Plants are remarkably persistent. Roots have been documented cracking concrete foundations, splitting boulders, and worming through asphalt. Now imagine asking those same opportunistic roots to politely stay above a thin waterproof membrane that's protecting someone's living room ceiling.

This is where the root barrier earns its keep. It's typically a tough polymer sheet—often reinforced with copper or treated with root-repelling chemicals—installed directly above the waterproofing layer. Its only job is to convince roots that they've reached the bottom of the world, so they grow sideways instead of downward.

Without this barrier, even a hairline crack in waterproofing becomes an invitation. A root finds the opening, thickens over years, and pries it wider. By the time water appears on someone's bedroom ceiling, the damage has been progressing silently for seasons. Engineers learned this lesson the expensive way, which is honestly how engineers learn most things. Henry Petroski wasn't kidding when he said failure teaches more than success.

Takeaway

The most important components of any system are often the ones designed to prevent things from happening.

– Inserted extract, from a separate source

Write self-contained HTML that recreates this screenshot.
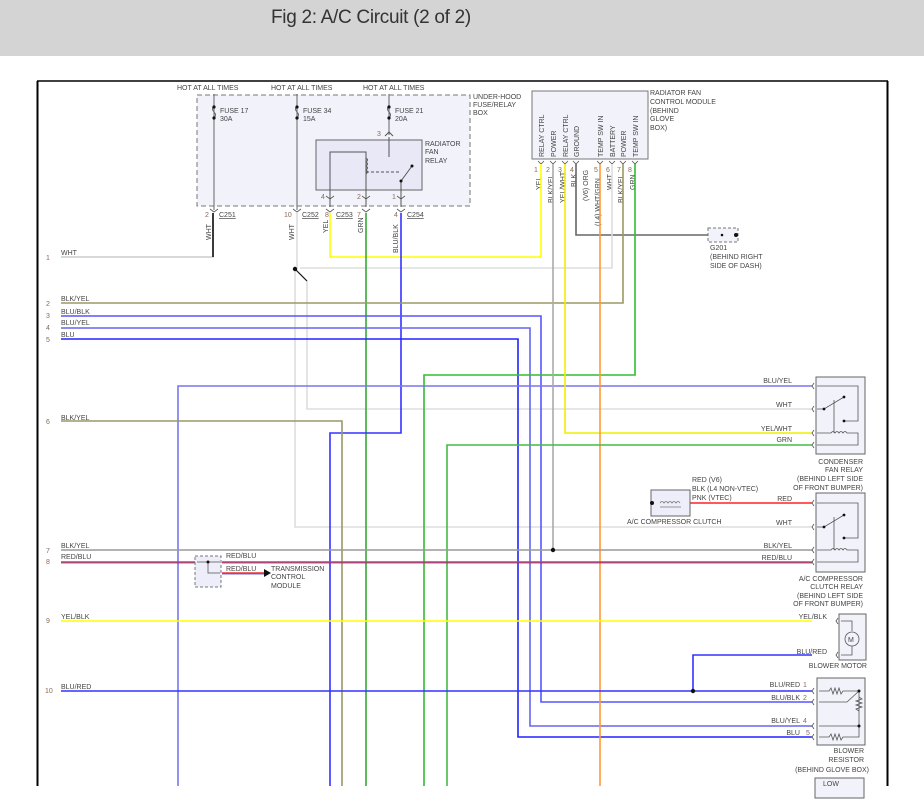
<!DOCTYPE html>
<html><head><meta charset="utf-8"><style>
html,body{margin:0;padding:0;background:#fff;width:924px;height:808px;overflow:hidden}
.hdr{position:absolute;left:0;top:0;width:924px;height:56px;background:#d4d4d4}
.hdr span{position:absolute;left:271px;top:7px;font:19px "Liberation Sans",sans-serif;color:#333;letter-spacing:-0.3px}
svg{position:absolute;left:0;top:0}
text{font-family:"Liberation Sans",sans-serif;font-size:7px;fill:#444}
.n{fill:#8a6a5a}
</style></head><body>
<div class="hdr"><span>Fig 2: A/C Circuit (2 of 2)</span></div>
<svg width="924" height="808" viewBox="0 0 924 808">
<!-- frame -->
<line x1="37.5" y1="81" x2="37.5" y2="786" stroke="#000" stroke-width="2"/>
<line x1="37" y1="81" x2="888" y2="81" stroke="#000" stroke-width="1.5"/>
<line x1="887.5" y1="81" x2="887.5" y2="786" stroke="#000" stroke-width="2"/>

<!-- fuse/relay box -->
<rect x="197" y="95" width="273" height="111" fill="#f2f2fb" stroke="#777" stroke-dasharray="5,3"/>
<text x="177" y="90">HOT AT ALL TIMES</text>
<text x="271" y="90">HOT AT ALL TIMES</text>
<text x="363" y="90">HOT AT ALL TIMES</text>
<text x="473" y="99">UNDER-HOOD</text>
<text x="473" y="107">FUSE/RELAY</text>
<text x="473" y="115">BOX</text>
<g stroke="#666" fill="none">
<line x1="214" y1="94" x2="214" y2="210"/>
<line x1="297" y1="94" x2="297" y2="210"/>
<line x1="389" y1="94" x2="389" y2="135"/>
<path d="M214 106 q-3 3 0 6 q3 3 0 6"/><path d="M297 106 q-3 3 0 6 q3 3 0 6"/><path d="M389 106 q-3 3 0 6 q3 3 0 6"/>
</g>
<g fill="#111"><circle cx="214" cy="107" r="1.6"/><circle cx="214" cy="118" r="1.6"/><circle cx="297" cy="107" r="1.6"/><circle cx="297" cy="118" r="1.6"/><circle cx="389" cy="107" r="1.6"/><circle cx="389" cy="118" r="1.6"/></g>
<text x="220" y="113">FUSE 17</text><text x="220" y="121">30A</text>
<text x="303" y="113">FUSE 34</text><text x="303" y="121">15A</text>
<text x="395" y="113">FUSE 21</text><text x="395" y="121">20A</text>
<text x="377" y="136" class="n">3</text>
<rect x="316" y="140" width="106" height="50" fill="#e8e8f6" stroke="#666"/>
<text x="425" y="146">RADIATOR</text><text x="425" y="154">FAN</text><text x="425" y="163">RELAY</text>
<g stroke="#555" fill="none">
<path d="M330 207 V152 H366 V207"/>
<path d="M366 158 q3 2 0 4 q3 2 0 4 q3 2 0 4 q3 2 0 4"/>
<path d="M366 172 H401" stroke-dasharray="3,2"/>
<path d="M389 137 V157"/>
<path d="M401 207 V181 L412 166"/>
<path d="M385 136 l4 -4 l4 4"/>
</g>
<circle cx="412" cy="166" r="1.5" fill="#111"/><circle cx="401" cy="181" r="1.5" fill="#111"/>
<g stroke="#555" fill="none" stroke-width="0.8">
<path d="M210 209 l4 3 l4 -3"/><path d="M293 209 l4 3 l4 -3"/><path d="M326 209 l4 3 l4 -3"/><path d="M362 209 l4 3 l4 -3"/><path d="M397 209 l4 3 l4 -3"/>
<path d="M326 196 l4 3 l4 -3"/><path d="M362 196 l4 3 l4 -3"/><path d="M397 196 l4 3 l4 -3"/>
</g>
<text x="321" y="199" class="n">4</text><text x="357" y="199" class="n">2</text><text x="392" y="199" class="n">1</text>
<text x="205" y="217" class="n">2</text><text x="219" y="217" text-decoration="underline">C251</text>
<text x="284" y="217" class="n">10</text><text x="302" y="217" text-decoration="underline">C252</text>
<text x="325" y="217" class="n">8</text><text x="336" y="217" text-decoration="underline">C253</text>
<text x="357" y="217" class="n">7</text>
<text x="394" y="217" class="n">4</text><text x="407" y="217" text-decoration="underline">C254</text>
<g transform="rotate(-90)">
<text x="-240" y="211">WHT</text><text x="-240" y="294">WHT</text><text x="-233" y="328">YEL</text><text x="-233" y="363">GRN</text><text x="-253" y="398">BLU/BLK</text>
</g>

<!-- module -->
<rect x="532" y="91" width="116" height="68" fill="#f2f2fb" stroke="#777"/>
<text x="650" y="95">RADIATOR FAN</text><text x="650" y="104">CONTROL MODULE</text><text x="650" y="113">(BEHIND</text><text x="650" y="121">GLOVE</text><text x="650" y="130">BOX)</text>
<g transform="rotate(-90)">
<text x="-157" y="544">RELAY CTRL</text><text x="-157" y="556">POWER</text><text x="-157" y="568">RELAY CTRL</text><text x="-157" y="579">GROUND</text>
<text x="-157" y="603">TEMP SW IN</text><text x="-157" y="615">BATTERY</text><text x="-157" y="626">POWER</text><text x="-157" y="638">TEMP SW IN</text>
<text x="-190" y="541">YEL</text><text x="-203" y="553">BLK/YEL</text><text x="-203" y="565">YEL/WHT</text><text x="-187" y="576">BLK</text>
<text x="-201" y="588">(V6) ORG</text><text x="-226" y="600">(L4)  WHT/GRN</text><text x="-190" y="612">WHT</text><text x="-203" y="623">BLK/YEL</text><text x="-190" y="635">GRN</text>
</g>
<g class="n"><text x="534" y="172" class="n">1</text><text x="546" y="172" class="n">2</text><text x="558" y="172" class="n">3</text><text x="570" y="172" class="n">4</text><text x="594" y="172" class="n">5</text><text x="606" y="172" class="n">6</text><text x="617" y="172" class="n">7</text><text x="628" y="172" class="n">8</text></g>
<g stroke="#555" fill="none" stroke-width="0.8">
<path d="M538 161 l3 3 l3 -3"/><path d="M550 161 l3 3 l3 -3"/><path d="M562 161 l3 3 l3 -3"/><path d="M573 161 l3 3 l3 -3"/><path d="M597 161 l3 3 l3 -3"/><path d="M609 161 l3 3 l3 -3"/><path d="M620 161 l3 3 l3 -3"/><path d="M632 161 l3 3 l3 -3"/>
</g>
<!-- G201 -->
<rect x="708" y="228" width="30" height="14" fill="#f2f2fb" stroke="#777" stroke-dasharray="3,2"/>
<circle cx="722" cy="235" r="1.3" fill="#111"/><circle cx="736" cy="235" r="2" fill="#111"/>
<text x="710" y="250">G201</text><text x="710" y="259">(BEHIND RIGHT</text><text x="710" y="268">SIDE OF DASH)</text>

<!-- wires -->
<g fill="none" stroke-width="1.6">
<path d="M576 164 V235 H708" stroke="#666"/>
<path d="M61 257 H213 V213" stroke="#ccc"/>
<path d="M213 213 V257" stroke="#111"/>
<path d="M297 213 V269" stroke="#ddd"/>
<path d="M295 269 V527 H812" stroke="#ddd"/>
<path d="M307 281 V409 H812" stroke="#ddd"/>
<path d="M300 268 H612 V164" stroke="#ddd"/>
<path d="M330 213 V257 H541 V164" stroke="#ff0"/>
<path d="M366 213 V786" stroke="#3a3"/>
<path d="M401 213 V433 H330 V786" stroke="#33f"/>
<path d="M61 303 H623 V164" stroke="#999966"/>
<path d="M61 316 H541 V702 H812" stroke="#55f"/>
<path d="M61 328 H530 V726 H812" stroke="#66e"/>
<path d="M61 339 H518 V737 H812" stroke="#22f"/>
<path d="M424 786 V375 H635 V164" stroke="#3b3"/>
<path d="M178 786 V386 H812" stroke="#77e"/>
<path d="M553 164 V549" stroke="#aaa"/>
<path d="M565 164 V433 H812" stroke="#ee0"/>
<path d="M600 164 V786" stroke="#f93"/>
<path d="M447 786 V445 H812" stroke="#4b4"/>
<path d="M61 421 H342 V786" stroke="#996"/>
<path d="M61 550 H812" stroke="#999"/>
<path d="M61 562 H197" stroke="#e33"/><path d="M222 562 H812" stroke="#e33"/>
<path d="M222 573 H268" stroke="#e33"/>
<path d="M690 503 H812" stroke="#f22"/>
<path d="M61 621 H812" stroke="#ff0"/>
<path d="M61 691 H812" stroke="#33f"/>
<path d="M693 691 V655 H812" stroke="#33f"/>
</g>
<path d="M61 563 H197 M222 563 H812 M222 574 H268" stroke="#44c" stroke-width="0.8" fill="none"/>
<line x1="295" y1="269" x2="307" y2="281" stroke="#111" stroke-width="1.2"/>
<circle cx="295" cy="269" r="2.2" fill="#111"/>
<circle cx="553" cy="550" r="2.2" fill="#111"/>
<circle cx="693" cy="691" r="2.2" fill="#111"/>

<!-- left labels -->
<g>
<text x="61" y="255">WHT</text><text x="46" y="260" class="n">1</text>
<text x="61" y="301">BLK/YEL</text><text x="46" y="306" class="n">2</text>
<text x="61" y="314">BLU/BLK</text><text x="46" y="318" class="n">3</text>
<text x="61" y="325">BLU/YEL</text><text x="46" y="330" class="n">4</text>
<text x="61" y="337">BLU</text><text x="46" y="342" class="n">5</text>
<text x="61" y="420">BLK/YEL</text><text x="46" y="424" class="n">6</text>
<text x="61" y="548">BLK/YEL</text><text x="46" y="553" class="n">7</text>
<text x="61" y="559">RED/BLU</text><text x="46" y="564" class="n">8</text>
<text x="61" y="619">YEL/BLK</text><text x="46" y="623" class="n">9</text>
<text x="61" y="689">BLU/RED</text><text x="45" y="693" class="n">10</text>
</g>
<!-- splice -->
<rect x="195" y="556" width="26" height="31" fill="#eeeefa" stroke="#777" stroke-dasharray="3,2"/>
<path d="M197 562 H220 M208 562 V573 H220" stroke="#777" fill="none"/>
<circle cx="208" cy="562" r="1.5" fill="#111"/>
<text x="226" y="558">RED/BLU</text><text x="226" y="571">RED/BLU</text>
<path d="M264 569 l7 4 l-7 4z" fill="#111"/>
<text x="271" y="571">TRANSMISSION</text><text x="271" y="579">CONTROL</text><text x="271" y="588">MODULE</text>

<!-- right components -->
<g text-anchor="end">
<text x="792" y="383">BLU/YEL</text><text x="792" y="407">WHT</text><text x="792" y="431">YEL/WHT</text><text x="792" y="442">GRN</text>
<text x="792" y="501">RED</text><text x="792" y="525">WHT</text><text x="792" y="548">BLK/YEL</text><text x="792" y="560">RED/BLU</text>
<text x="827" y="619">YEL/BLK</text><text x="827" y="654">BLU/RED</text>
<text x="800" y="687">BLU/RED</text><text x="800" y="700">BLU/BLK</text><text x="800" y="723">BLU/YEL</text><text x="800" y="735">BLU</text>
<text x="863" y="464">CONDENSER</text><text x="863" y="472">FAN RELAY</text><text x="863" y="481">(BEHIND LEFT SIDE</text><text x="863" y="490">OF FRONT BUMPER)</text>
<text x="863" y="581">A/C COMPRESSOR</text><text x="863" y="589">CLUTCH RELAY</text><text x="863" y="598">(BEHIND LEFT SIDE</text><text x="863" y="606">OF FRONT BUMPER)</text>
<text x="867" y="668">BLOWER MOTOR</text>
<text x="864" y="753">BLOWER</text><text x="864" y="762">RESISTOR</text><text x="869" y="772">(BEHIND GLOVE BOX)</text>
</g>
<text x="803" y="687" class="n">1</text><text x="803" y="700" class="n">2</text><text x="803" y="723" class="n">4</text><text x="806" y="735" class="n">5</text>
<text x="692" y="482">RED  (V6)</text><text x="692" y="491">BLK  (L4 NON-VTEC)</text><text x="692" y="500">PNK  (VTEC)</text>
<text x="627" y="524">A/C COMPRESSOR CLUTCH</text>
<rect x="651" y="490" width="39" height="26" fill="#eeeefa" stroke="#666"/>
<circle cx="652" cy="503" r="2" fill="#111"/>
<path d="M660 503 q2 -3 4 0 q2 -3 4 0 q2 -3 4 0 q2 -3 4 0 q2 -3 4 0 M660 507 H681" stroke="#777" fill="none" stroke-width="0.8"/>

<rect x="816" y="377" width="49" height="77" fill="#f2f2fb" stroke="#666"/>
<rect x="816" y="493" width="49" height="79" fill="#f2f2fb" stroke="#666"/>
<rect x="839" y="614" width="27" height="46" fill="#f2f2fb" stroke="#666"/>
<rect x="817" y="678" width="48" height="67" fill="#f2f2fb" stroke="#666"/>
<rect x="815" y="778" width="49" height="20" fill="#f2f2fb" stroke="#666"/>
<text x="823" y="786">LOW</text>
<g stroke="#555" fill="none" stroke-width="0.8">
<path d="M817 386 H858 V421 H844 M817 409 H824 L844 397 M817 433 H831 q2 -3 4 0 q2 -3 4 0 q2 -3 4 0 q2 -3 4 0 H858 V445 H817 M834 400 V433" />
<path d="M817 503 H858 V538 H844 M817 527 H824 L844 515 M817 550 H831 q2 -3 4 0 q2 -3 4 0 q2 -3 4 0 q2 -3 4 0 H858 V562 H817 M834 517 V550"/>
<path d="M841 621 H852 V631 M852 646 V655 H841"/>
<circle cx="852" cy="639" r="7"/>
<path d="M819 691 H829 l2 -3 l2 6 l2 -6 l2 6 l2 -6 l2 6 l2 -3 H859 V726 M819 702 H847 L859 691 M859 697 l3 2 l-6 2 l6 2 l-6 2 l6 2 l-6 2 l3 2 M819 726 H859 M819 737 H829 l2 -3 l2 6 l2 -6 l2 6 l2 -6 l2 6 l2 -3 H859 V726"/>
</g>
<text x="848" y="642" font-size="9">M</text>
<g fill="#111"><circle cx="824" cy="409" r="1.4"/><circle cx="844" cy="397" r="1.4"/><circle cx="844" cy="421" r="1.4"/><circle cx="824" cy="527" r="1.4"/><circle cx="844" cy="515" r="1.4"/><circle cx="844" cy="538" r="1.4"/><circle cx="859" cy="691" r="1.5"/><circle cx="859" cy="726" r="1.5"/></g>
<g stroke="#555" fill="none" stroke-width="0.8">
<path d="M814 383 l-2 3 l2 3 M814 406 l-2 3 l2 3 M814 430 l-2 3 l2 3 M814 442 l-2 3 l2 3 M814 500 l-2 3 l2 3 M814 524 l-2 3 l2 3 M814 547 l-2 3 l2 3 M814 559 l-2 3 l2 3 M838 618 l-2 3 l2 3 M838 652 l-2 3 l2 3 M814 688 l-2 3 l2 3 M814 699 l-2 3 l2 3 M814 723 l-2 3 l2 3 M814 734 l-2 3 l2 3"/>
</g>
</svg>
</body></html>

Invisible work is still work.

Drainage Layers: Letting Water Leave Without Taking the Garden With It

Water on a roof needs to go somewhere. In a green roof, it needs to leave gently—taking just enough moisture with it to prevent rot, but leaving enough behind to keep the plants happy. And critically, it cannot take the soil along for the ride.

The solution is a layered cake of engineering. Beneath the soil sits a filter fabric—a geotextile that lets water pass but holds soil particles back. Below that is a drainage layer, often a dimpled plastic sheet with little egg-carton cups that catch water for plants to sip later while channeling excess flow toward roof drains.

The genius of this system is that it works passively. No pumps, no sensors, no maintenance schedules. Gravity does the heavy lifting, the geotextile sorts solids from liquids, and the dimpled layer creates both reservoir and highway simultaneously. When it works correctly, a green roof can absorb 50 to 90 percent of a rainstorm, reducing the burden on city sewers. Your rooftop becomes part of the urban water infrastructure—a small civic gift hidden in plain sight.

Takeaway

The best engineering often looks like nothing is happening. Passive systems that solve multiple problems at once are quietly more elegant than active ones.

A green roof is what happens when engineers decide to make a building behave like a hillside. Every layer solves a problem the previous layer would otherwise create, and the whole assembly performs ecological work most cities desperately need.

Next time you spot a rooftop meadow, look past the flowers. Beneath that quiet greenery is a stack of careful decisions about weight, water, and roots—each one a small argument settled in favor of letting nature live where concrete used to win by default.